Amazingly, there's still a reasonably good chance you'll see some memorable beasts and plants once you get out of the dead zones. At the very least there are the millions of rooks that inhabit the towns and the Cannabis indica that grows thick and wild by the roadsides. You're likely to spot antelope, brown bear, wild boar, lynx and eagles in Kazakhstan's mountains, though sighting the elusive snow leopard may take a tad longer. Poppies and tulips grow wild in the grassy steppes, trampled upon by roe deer, wolves, foxes and badgers.
Summer is sizzling hot with desert temperatures topping 40°C (105°F) during the day, but often dropping to less than half that at night. Snow starts to fall around November and the mountain passes fill with snow until April, sometimes even May. Winters are bitterly cold, even in the desert. Annual precipitation ranges from less than 100mm (3.9in) a year in the deserts to 1500mm (58.5in) in the mountains. Much of the summer rain on the steppes comes from violent thunderstorms which often cause local flash floods.
Click here to look at Websites created under IATP Small Grants Program in Kazakhstan
1. What was the former capital of Kazakhstan and what year did the capital move? Where did it move to?
2. What resources are Kazakhstan predominately known for?
3. How is the climate of Kazakhstan in the summer and winter? Also based on the information provided to you how you say the climate in the fall and spring is in Kazakhstan (Take an educated guess)?
4. How much has Kazakhstan's oil reserves grown year by year since 1999?
5. What is Tengiz and why is it important to Kazakhstan? What other areas are important to Kazakhstan and why?
6. What are some Kazakhstan's environmental problems and have they been corrected?

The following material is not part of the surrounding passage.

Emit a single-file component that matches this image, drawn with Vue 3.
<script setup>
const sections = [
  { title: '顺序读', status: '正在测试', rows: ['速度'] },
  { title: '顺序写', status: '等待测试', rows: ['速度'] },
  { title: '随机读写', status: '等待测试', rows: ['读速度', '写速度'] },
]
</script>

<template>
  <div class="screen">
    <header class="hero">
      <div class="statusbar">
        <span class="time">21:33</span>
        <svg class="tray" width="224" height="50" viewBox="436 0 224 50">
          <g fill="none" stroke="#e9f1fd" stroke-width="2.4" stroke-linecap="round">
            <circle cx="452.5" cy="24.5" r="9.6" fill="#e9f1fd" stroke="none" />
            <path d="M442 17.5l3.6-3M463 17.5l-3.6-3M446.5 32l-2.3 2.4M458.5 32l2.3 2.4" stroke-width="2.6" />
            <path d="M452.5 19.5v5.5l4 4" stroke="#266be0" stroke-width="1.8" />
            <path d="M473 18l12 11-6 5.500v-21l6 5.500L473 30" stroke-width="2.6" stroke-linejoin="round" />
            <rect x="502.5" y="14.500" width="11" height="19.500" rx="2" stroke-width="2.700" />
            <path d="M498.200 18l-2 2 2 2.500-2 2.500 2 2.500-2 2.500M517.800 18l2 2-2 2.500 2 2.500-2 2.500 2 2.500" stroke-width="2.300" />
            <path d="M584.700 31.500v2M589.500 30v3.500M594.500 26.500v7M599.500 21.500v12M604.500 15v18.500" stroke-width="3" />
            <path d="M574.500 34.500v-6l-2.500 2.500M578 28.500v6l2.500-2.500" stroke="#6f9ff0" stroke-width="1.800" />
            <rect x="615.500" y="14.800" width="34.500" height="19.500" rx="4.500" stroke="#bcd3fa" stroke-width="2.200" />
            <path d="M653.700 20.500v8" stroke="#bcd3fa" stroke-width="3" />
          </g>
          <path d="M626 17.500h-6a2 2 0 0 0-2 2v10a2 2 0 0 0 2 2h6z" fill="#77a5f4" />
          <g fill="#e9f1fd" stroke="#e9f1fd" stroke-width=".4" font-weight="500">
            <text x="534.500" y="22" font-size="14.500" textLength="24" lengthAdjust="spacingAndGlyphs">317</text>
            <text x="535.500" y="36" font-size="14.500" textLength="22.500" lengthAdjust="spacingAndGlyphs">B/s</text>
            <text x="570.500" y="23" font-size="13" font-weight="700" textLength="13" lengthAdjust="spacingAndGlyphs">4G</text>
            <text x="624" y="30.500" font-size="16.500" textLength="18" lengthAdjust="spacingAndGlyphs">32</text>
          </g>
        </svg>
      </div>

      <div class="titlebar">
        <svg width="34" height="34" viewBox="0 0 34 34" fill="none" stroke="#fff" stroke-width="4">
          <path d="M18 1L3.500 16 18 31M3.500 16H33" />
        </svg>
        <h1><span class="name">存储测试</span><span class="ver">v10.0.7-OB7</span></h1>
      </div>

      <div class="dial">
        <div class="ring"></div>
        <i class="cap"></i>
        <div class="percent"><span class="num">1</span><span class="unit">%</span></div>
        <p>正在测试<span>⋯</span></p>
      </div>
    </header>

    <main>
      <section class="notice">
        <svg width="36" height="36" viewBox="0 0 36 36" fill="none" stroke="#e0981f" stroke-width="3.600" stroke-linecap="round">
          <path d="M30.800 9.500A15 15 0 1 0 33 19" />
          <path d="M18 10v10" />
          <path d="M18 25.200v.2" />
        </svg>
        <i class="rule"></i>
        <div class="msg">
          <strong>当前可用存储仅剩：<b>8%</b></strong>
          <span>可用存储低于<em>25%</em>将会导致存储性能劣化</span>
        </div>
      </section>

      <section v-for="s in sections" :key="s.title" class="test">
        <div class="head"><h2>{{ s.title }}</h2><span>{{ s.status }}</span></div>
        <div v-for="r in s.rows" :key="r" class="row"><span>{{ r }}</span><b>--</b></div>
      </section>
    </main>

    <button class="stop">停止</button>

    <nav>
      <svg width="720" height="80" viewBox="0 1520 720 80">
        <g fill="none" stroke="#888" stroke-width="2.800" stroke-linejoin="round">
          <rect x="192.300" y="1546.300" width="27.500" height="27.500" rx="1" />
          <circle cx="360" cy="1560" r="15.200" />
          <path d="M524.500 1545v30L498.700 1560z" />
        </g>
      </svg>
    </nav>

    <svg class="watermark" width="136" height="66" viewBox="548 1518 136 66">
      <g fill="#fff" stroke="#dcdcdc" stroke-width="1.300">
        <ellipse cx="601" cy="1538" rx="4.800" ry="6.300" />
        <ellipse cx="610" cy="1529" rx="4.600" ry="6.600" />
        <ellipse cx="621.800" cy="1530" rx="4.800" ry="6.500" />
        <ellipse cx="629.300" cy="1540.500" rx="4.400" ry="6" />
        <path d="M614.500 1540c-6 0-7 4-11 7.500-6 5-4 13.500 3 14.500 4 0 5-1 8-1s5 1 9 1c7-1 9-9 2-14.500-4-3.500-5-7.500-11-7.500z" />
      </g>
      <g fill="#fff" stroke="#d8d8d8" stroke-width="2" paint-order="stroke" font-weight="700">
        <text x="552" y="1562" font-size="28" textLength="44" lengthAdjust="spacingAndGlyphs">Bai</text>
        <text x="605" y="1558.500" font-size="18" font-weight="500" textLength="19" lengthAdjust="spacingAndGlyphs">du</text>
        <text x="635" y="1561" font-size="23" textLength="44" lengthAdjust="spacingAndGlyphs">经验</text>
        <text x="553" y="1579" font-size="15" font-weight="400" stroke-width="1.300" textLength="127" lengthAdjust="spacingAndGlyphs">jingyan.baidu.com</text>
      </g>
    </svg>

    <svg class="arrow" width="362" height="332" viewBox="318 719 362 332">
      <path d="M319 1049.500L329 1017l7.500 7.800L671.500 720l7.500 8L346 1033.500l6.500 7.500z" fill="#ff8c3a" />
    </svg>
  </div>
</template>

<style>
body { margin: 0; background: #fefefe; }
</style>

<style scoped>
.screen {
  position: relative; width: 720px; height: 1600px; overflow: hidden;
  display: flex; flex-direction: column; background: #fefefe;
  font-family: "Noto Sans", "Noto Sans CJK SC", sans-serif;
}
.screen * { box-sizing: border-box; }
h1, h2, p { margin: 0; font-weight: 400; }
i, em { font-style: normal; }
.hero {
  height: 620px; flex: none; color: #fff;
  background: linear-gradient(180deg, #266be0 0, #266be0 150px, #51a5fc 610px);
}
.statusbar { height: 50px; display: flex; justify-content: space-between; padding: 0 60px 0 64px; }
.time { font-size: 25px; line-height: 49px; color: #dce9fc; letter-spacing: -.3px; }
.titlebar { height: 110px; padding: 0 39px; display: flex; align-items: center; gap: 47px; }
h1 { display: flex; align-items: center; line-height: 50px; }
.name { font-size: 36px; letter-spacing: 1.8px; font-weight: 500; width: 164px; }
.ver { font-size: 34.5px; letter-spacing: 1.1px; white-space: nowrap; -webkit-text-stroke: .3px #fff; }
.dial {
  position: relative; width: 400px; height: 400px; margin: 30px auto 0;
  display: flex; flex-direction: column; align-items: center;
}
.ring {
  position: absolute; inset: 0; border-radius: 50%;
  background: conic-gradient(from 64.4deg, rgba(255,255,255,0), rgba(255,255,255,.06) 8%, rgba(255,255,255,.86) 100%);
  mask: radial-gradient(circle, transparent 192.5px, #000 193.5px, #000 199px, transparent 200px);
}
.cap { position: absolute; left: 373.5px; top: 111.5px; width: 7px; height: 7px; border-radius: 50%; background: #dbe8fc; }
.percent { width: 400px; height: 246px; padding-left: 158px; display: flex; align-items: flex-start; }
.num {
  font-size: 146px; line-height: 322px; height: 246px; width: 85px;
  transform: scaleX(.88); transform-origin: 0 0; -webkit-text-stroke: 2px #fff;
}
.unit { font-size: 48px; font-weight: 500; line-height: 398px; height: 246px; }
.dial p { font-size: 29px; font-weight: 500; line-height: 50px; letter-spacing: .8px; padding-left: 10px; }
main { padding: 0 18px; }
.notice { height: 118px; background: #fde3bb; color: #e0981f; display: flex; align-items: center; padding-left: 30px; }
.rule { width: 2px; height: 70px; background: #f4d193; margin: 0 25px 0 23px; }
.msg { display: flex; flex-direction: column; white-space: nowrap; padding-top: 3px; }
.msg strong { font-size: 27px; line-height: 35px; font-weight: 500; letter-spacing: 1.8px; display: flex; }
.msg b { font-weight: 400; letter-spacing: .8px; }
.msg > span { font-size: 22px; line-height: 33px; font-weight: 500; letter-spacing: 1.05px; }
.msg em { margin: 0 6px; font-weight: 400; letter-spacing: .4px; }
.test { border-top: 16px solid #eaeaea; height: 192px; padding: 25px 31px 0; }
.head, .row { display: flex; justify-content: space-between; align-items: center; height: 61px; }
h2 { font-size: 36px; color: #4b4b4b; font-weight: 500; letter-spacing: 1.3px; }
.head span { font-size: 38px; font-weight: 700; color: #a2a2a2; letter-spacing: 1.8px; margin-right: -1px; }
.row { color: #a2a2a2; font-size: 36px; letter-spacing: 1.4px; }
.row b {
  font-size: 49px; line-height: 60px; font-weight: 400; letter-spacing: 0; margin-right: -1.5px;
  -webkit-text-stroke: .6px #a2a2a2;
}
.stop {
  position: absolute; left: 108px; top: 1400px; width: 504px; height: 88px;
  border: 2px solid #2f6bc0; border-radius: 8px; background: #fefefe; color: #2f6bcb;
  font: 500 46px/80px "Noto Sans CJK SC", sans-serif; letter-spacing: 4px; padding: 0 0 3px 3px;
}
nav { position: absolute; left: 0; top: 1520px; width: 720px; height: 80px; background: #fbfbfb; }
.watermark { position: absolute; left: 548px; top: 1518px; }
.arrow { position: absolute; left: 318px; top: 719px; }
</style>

7. What are the similarities and differences between Kazakhstan's culture and the culture in the United States that you are exposed to or have grown up in?

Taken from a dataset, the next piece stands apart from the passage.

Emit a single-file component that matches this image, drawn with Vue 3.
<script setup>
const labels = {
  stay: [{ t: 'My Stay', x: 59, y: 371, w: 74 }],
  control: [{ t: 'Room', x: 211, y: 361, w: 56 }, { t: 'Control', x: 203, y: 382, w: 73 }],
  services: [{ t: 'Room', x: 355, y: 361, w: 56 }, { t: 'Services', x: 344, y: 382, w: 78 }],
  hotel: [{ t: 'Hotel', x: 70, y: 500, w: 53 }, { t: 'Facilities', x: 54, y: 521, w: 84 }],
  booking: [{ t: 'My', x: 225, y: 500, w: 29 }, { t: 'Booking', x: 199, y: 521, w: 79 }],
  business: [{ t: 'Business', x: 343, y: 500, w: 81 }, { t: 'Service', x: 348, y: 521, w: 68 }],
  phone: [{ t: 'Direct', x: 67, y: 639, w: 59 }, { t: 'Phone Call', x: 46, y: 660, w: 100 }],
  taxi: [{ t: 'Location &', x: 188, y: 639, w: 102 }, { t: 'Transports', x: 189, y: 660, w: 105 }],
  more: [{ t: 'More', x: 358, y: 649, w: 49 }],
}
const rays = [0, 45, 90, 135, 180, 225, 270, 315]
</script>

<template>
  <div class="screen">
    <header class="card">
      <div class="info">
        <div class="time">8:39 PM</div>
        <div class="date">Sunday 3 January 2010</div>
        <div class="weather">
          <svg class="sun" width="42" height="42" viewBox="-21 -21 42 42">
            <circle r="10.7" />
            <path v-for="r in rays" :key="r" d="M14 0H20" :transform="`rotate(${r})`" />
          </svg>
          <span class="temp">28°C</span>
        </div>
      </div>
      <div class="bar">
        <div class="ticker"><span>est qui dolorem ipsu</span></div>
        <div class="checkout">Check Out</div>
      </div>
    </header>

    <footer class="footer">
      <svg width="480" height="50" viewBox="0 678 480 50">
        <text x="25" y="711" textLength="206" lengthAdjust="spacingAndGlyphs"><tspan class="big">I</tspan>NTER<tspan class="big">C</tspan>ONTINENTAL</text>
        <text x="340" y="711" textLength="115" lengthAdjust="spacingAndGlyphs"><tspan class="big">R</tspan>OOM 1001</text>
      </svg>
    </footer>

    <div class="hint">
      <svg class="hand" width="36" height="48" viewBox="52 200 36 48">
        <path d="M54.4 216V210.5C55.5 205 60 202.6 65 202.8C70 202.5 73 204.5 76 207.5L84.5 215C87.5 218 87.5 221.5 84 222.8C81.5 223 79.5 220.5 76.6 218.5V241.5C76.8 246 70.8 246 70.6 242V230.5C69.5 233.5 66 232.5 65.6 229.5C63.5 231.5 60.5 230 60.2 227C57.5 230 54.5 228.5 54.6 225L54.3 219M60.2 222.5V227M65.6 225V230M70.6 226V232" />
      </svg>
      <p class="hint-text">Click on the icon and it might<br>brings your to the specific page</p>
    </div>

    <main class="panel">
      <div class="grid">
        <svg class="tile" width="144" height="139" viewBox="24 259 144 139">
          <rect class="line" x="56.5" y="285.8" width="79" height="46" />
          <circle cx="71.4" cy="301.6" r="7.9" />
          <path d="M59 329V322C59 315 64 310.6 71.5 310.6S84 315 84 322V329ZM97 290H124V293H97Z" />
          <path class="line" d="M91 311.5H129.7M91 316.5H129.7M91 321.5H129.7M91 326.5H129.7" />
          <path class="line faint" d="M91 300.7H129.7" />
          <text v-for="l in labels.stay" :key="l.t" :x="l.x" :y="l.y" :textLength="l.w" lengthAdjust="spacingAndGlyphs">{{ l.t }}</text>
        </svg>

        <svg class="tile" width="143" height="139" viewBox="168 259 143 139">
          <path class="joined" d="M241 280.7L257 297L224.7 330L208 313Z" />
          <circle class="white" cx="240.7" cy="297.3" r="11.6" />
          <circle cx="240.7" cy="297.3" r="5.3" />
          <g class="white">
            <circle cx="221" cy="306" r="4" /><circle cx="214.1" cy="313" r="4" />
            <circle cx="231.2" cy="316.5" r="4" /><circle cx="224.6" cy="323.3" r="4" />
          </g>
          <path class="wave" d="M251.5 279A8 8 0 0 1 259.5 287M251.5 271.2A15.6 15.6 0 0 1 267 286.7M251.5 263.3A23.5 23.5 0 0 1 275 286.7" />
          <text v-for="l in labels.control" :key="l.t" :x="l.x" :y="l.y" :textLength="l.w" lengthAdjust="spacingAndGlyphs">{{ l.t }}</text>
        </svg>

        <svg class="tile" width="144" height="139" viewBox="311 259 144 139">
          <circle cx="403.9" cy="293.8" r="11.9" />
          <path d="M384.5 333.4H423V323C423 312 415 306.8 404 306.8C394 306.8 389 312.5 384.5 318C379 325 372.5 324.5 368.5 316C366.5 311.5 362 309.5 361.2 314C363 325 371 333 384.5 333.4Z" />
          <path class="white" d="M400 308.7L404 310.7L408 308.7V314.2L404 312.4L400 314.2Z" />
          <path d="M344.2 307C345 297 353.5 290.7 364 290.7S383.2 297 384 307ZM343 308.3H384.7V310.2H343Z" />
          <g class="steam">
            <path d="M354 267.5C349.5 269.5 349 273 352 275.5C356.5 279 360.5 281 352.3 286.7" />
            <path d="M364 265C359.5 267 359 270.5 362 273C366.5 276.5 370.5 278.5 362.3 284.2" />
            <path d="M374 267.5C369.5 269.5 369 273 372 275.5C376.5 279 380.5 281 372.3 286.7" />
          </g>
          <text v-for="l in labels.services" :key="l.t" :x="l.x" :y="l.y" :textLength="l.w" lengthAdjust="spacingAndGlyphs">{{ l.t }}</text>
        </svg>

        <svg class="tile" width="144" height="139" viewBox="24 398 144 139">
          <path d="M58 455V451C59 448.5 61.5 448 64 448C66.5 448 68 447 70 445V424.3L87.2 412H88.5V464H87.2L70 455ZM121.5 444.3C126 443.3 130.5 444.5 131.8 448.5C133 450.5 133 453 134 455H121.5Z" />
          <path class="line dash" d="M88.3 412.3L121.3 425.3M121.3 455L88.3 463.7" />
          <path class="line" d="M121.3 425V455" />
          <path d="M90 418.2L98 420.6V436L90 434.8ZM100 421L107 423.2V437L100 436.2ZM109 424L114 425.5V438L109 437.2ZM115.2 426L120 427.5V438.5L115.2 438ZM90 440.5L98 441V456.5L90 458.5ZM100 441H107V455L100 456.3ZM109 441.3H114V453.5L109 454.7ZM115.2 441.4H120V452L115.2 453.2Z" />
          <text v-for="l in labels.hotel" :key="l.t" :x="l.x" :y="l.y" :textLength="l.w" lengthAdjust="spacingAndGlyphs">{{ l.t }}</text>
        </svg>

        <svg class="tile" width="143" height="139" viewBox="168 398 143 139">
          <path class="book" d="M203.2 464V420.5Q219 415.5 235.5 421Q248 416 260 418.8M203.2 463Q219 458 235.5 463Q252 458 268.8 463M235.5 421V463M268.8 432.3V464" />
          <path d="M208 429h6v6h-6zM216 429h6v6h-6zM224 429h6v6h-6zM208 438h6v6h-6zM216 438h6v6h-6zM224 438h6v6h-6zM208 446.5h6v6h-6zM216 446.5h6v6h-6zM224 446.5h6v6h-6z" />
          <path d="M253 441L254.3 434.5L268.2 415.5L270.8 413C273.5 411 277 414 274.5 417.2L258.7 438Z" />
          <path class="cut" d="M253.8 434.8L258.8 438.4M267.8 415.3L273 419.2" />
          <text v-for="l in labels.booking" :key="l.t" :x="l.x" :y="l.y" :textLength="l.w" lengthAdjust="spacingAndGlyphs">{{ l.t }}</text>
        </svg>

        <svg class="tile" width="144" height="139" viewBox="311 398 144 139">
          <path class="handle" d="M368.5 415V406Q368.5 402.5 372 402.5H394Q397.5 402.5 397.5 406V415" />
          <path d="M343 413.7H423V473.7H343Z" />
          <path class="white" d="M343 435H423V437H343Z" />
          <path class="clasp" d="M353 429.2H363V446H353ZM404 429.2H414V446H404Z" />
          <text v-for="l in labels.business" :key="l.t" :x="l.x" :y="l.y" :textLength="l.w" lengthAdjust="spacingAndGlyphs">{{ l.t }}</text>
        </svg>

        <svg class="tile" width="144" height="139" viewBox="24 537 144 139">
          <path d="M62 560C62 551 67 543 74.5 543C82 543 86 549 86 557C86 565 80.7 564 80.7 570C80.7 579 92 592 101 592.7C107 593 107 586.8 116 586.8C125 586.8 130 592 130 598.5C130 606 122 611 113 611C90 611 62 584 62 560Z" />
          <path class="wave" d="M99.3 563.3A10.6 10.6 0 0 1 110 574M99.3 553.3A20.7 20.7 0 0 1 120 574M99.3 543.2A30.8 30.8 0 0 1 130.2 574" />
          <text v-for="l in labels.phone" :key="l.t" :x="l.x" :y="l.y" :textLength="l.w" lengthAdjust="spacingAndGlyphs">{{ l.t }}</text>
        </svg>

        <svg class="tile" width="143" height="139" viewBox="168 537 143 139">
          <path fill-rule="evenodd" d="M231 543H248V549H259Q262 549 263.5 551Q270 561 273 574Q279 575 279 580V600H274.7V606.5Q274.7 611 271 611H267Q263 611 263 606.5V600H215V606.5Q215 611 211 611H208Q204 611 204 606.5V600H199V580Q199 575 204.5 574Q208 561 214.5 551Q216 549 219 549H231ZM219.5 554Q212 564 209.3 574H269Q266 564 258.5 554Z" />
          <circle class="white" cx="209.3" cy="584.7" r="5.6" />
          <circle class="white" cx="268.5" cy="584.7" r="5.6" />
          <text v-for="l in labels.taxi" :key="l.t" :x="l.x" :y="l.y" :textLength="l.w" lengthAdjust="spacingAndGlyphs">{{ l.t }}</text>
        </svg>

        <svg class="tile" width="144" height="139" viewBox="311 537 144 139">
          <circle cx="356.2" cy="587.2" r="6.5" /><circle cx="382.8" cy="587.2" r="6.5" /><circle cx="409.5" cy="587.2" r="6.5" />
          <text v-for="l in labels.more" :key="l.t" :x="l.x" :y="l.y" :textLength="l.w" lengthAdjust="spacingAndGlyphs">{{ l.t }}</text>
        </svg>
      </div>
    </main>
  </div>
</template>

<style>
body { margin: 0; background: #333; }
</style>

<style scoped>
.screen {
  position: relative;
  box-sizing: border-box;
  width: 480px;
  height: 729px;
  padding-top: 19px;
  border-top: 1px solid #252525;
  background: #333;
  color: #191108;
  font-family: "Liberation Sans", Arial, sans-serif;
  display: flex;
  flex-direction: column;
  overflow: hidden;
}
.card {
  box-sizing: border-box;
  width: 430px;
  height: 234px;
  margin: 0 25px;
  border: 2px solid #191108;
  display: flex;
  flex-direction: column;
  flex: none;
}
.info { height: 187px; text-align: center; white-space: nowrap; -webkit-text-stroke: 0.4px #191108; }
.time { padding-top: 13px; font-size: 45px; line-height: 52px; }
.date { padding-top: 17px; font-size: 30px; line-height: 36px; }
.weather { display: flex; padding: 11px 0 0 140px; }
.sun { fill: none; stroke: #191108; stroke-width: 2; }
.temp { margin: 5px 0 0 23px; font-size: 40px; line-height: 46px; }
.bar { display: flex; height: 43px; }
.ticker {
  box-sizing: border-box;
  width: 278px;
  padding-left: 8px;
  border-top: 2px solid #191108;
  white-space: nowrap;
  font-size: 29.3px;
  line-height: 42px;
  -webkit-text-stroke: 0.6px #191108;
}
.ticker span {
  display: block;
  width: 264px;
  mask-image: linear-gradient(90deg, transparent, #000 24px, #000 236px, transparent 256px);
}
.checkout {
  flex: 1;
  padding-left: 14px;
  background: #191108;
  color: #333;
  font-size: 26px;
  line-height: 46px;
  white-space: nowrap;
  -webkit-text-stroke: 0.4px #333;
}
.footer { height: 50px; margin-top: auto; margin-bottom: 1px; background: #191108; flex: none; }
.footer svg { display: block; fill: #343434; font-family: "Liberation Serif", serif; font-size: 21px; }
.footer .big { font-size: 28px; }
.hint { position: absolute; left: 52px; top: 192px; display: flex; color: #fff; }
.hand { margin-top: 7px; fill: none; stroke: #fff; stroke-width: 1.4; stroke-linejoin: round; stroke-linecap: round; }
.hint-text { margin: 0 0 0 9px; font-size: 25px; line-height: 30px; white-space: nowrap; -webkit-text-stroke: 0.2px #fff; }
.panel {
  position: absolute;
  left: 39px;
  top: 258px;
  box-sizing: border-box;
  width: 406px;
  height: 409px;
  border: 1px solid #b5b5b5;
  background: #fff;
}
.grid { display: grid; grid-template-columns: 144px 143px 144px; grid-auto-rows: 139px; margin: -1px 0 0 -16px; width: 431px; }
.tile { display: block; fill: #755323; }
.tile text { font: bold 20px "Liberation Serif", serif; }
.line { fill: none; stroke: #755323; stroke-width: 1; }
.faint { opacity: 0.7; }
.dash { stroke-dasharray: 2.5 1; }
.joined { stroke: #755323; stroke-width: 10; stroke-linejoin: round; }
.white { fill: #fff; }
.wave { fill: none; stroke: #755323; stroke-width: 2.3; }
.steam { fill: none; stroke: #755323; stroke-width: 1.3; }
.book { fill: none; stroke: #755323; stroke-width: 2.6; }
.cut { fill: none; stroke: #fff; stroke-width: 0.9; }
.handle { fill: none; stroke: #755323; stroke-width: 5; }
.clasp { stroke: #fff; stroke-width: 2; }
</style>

8. What event occurred in 1723 in Kazakhstan and what were the repercussions of this event?
9. How many people currently live in Kazakhstan and what is the average income of a person living in Kazakhstan?
10. How is natural gas distributed in Kazakhstan and is it disturbed evenly throughout the land in your opinion?
What is the official name of Kazakhstan?
How is Kazakhstan's government set up and what are the differences and similaries between the United States governmental structure and Kazakhstan's governmental structure? Also what are the major political parties and what are some the political pressures the Kazakhstan's governments face?
Write a three page summary on why or why not you believe a person should live in Kazakhstan or at least visit Kazakhstan. Be sure to include facts and details about the country in terms of how is the weather and culture life as well as what resources or major industries are located in Kazakhstan. Remember that whatever you say has to be backed up by facts of some kind! You can even do further research than what is presented to you on this page but you must make reference to where the source came from. You can use the internet, books, etc. because you must have a work cited page if you use information from outside sources that are not represented by the webpage.